Sunday was the inaugural Taste Ballarat, a food and wine showcase for local products on the back of the wine show. A decent and well informed crowd kept us busy all day, with some strong interest in both the Pinot Noir and Chardonnay. We were able to offer a vertical tasting of three Pinot Noirs, including the previously unseen 2003. This wine was our first actual vintage, but made in tiny quantities (20 cases). It was bottled without filtration and after sufficient time in bottle showed good potential in terms of flavour and structure. However, the wine wasn’t as bright or clear as desired, so it remained unreleased and at the back of the cellar. We ‘rediscovered’ the wine a few weeks ago and were amazed by the contents. Still ever so slightly opaque, yet it had developed beautifully in bottle. It has a forest-floor, funky, earthy nose and a texture (for want of a better description) that I liken to ‘chocolate’. Our biggest problem now, is what to do with the wine. The quantities dictate a selected release, perhaps to some restaurants that don’t mind explaining the unfiltered nature of the wine. We will certainly hold on to some as ‘museum’ stock that we can call on for future wine dinners. And of course, there will need to be some available for personal consumption!

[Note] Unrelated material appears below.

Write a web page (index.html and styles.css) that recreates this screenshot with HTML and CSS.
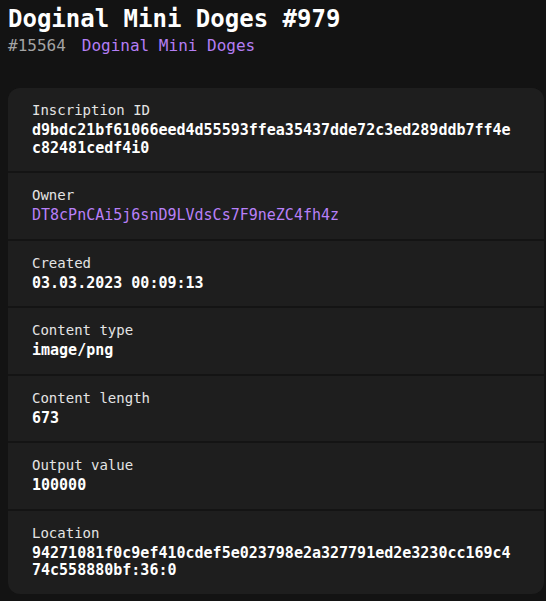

Last week, we had an absolutely superb meal at La Luna in Carlton. Friends of ours, Graham and Hazel Jacobsson, who have Rokewood Junction wines, also raise Suffolk sheep. These are the most cared for animals I have ever seen. It is lambing season, and the ewes deliver their lambs in a shed, with the odd lamb making it into the house in front of the fire if need be. Despite the prohibitive cost of Lucerne during this last drought year, they have been steadily munching away – supplemented by popcorn. Graham and Hazel have been supplying La Luna for the last six months with this very tender and flavoursome lamb. We made the trip down for lunch last Sunday and met up with another couple. The chef had only broken up the last of the carcasses on Friday but was able to put a rolled shoulder of lamb on as an extra special treat (it didn’t even make it to the specials board). Five of us had the lamb (what else could we do), yet one lone and very brave diner in our group opted for the beef (with Yorkshire Pudding). The entire meal was an absolute delight. The chef (Michael) hangs his own meat (including some beef for eight weeks). This is a restaurant focused on getting precisely the best outcome from their produce. The abbreviated menu (as experienced on our table) is reproduced below. It should also be mentioned that we had some great wines. Every time I have eaten at La Luna, I have had a very pleasurable experience – I would strongly recommend them. Return to So Far This Week



Rabbit pie on endive, rocket, & dried tomatoes


Grilled Cottochino with sautéed mushroom, caramelised onion & garlic butter


Smoked trout with artichoke salad




Braised shoulder of Suffolk Lamb with roasted pumpkin and slow cooked onions.


Roast Beef with Yorkshire Pudding & a sweet onion jus


Dessert Tasting Platter:











2006 Isabel Estate Pinot Gris (NZ)


2005 Frogmore Creek Pinot Noir (Tas)


2003 Castellare Chianti Classico (Italy)





Lemon Curd


Crème Brulee




Raspberry sorbet


Triple Chocolate brownie


Ice creams: vanilla, praline & lemon curd in a brandy snap basket

20 September 2007


Well the long task of pruning is all but finished; just a few more hours left to go. The last task has been ‘tying down’ the canes that have been pruned and trimmed to the right length. This gets especially tricky as we have had an early budburst and it is all too easy to knock the buds off. Certainly caught us by surprise!